By Jolie Anderson Gallagher

Editor’s note: The following excerpt is the first chapter from a new book: Colorado Forts, published by The History Press, Charleston, SC, ISBN #978.1.60949.660.9.

Contested Borders (1806–1822)

At the turn of the nineteenth century, the fledgling United States hungered for new territory. To the west of the Mississippi lay uncharted and unpopulated terrain of striking contrasts: towering mountain ranges, expansive plains and verdant valleys. Yet that wide swath of land was alternately claimed by the British, Spanish and French. In a political topography defined by competing interests and contested borders, European nations stood in the way of America’s desire to extend its influence across the continent.

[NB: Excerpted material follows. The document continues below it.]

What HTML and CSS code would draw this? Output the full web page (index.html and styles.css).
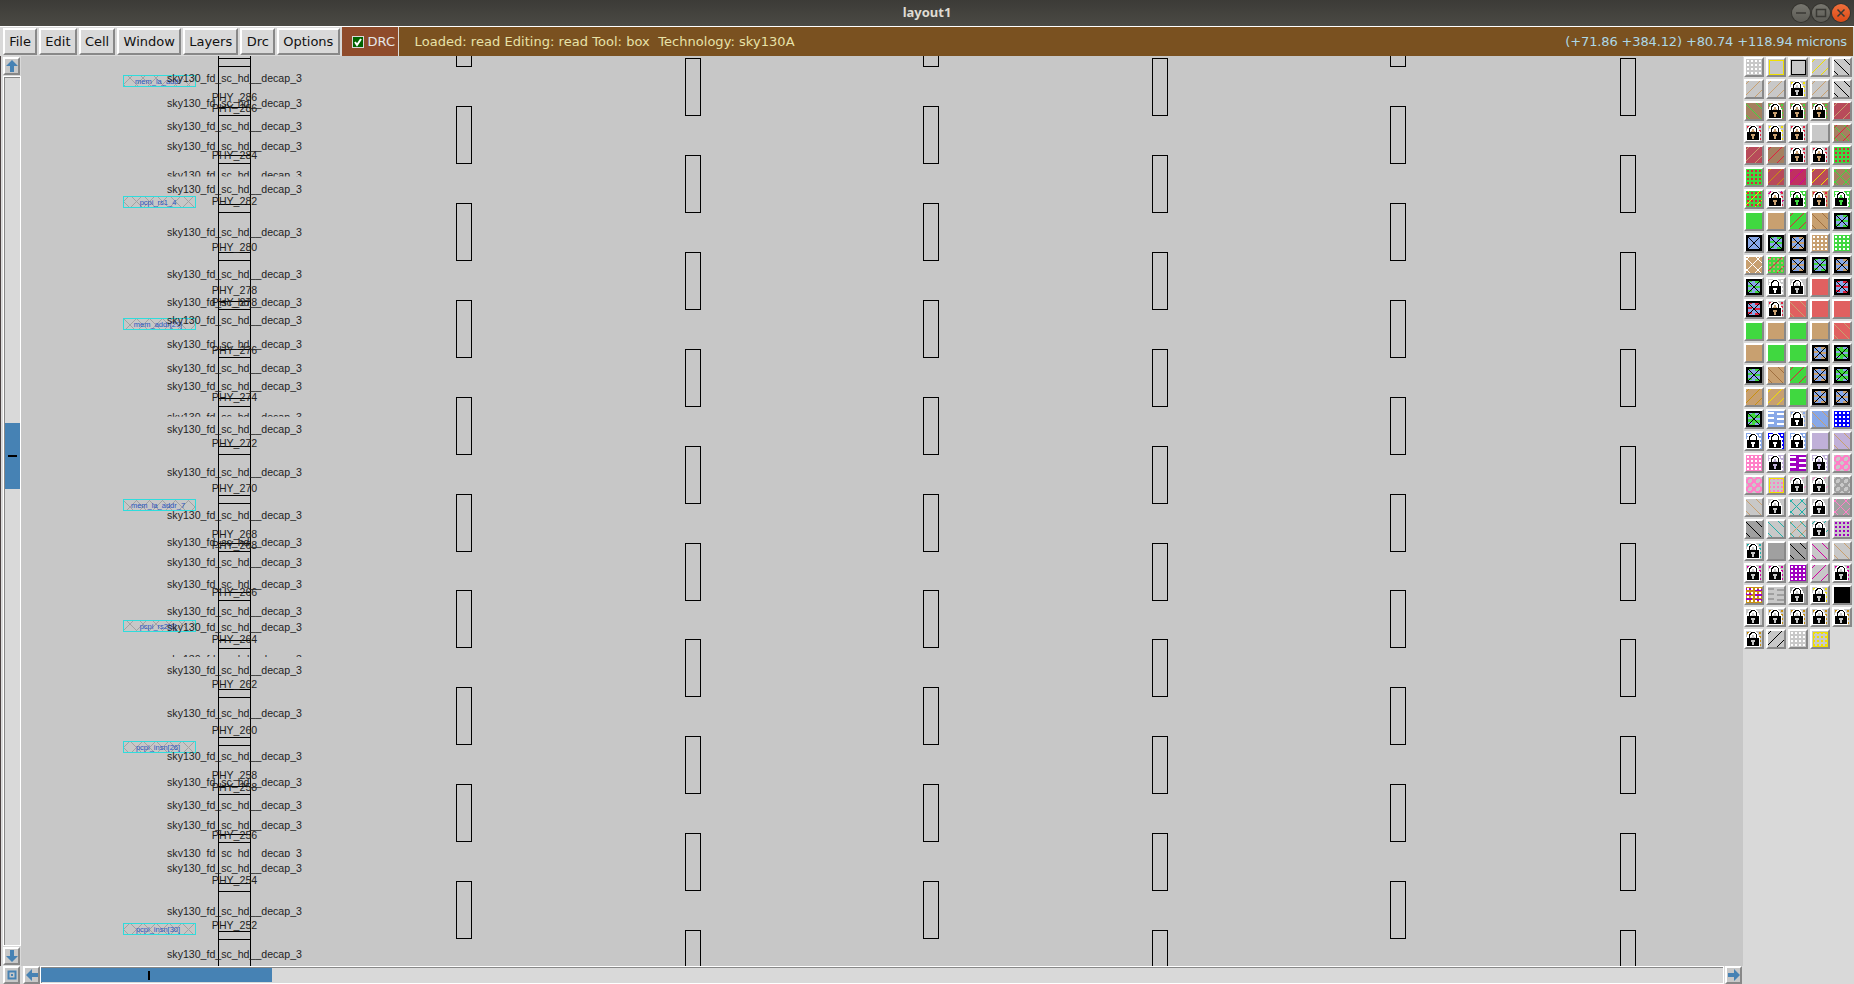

Americans eyed the Louisiana Territory, 828,000 square miles stretching from the port of New Orleans up through the Mississippi basin, to the eastern edge of the Rocky Mountains. Spain had claimed that land in 1800 but had agreed to transfer portions to France in a treaty. Their negotiations dragged on for years, and before the two nations could settle the details, an impatient Napoleon Bonaparte slapped a For Sale sign on the territory. Desperate for cash, Napoleon offered it to the United States for a bargain: a mere $15 million (three cents an acre). President Thomas Jefferson readily accepted Napoleon’s offer, effectively doubling the size of the country. In the process, he made an enemy of Spain.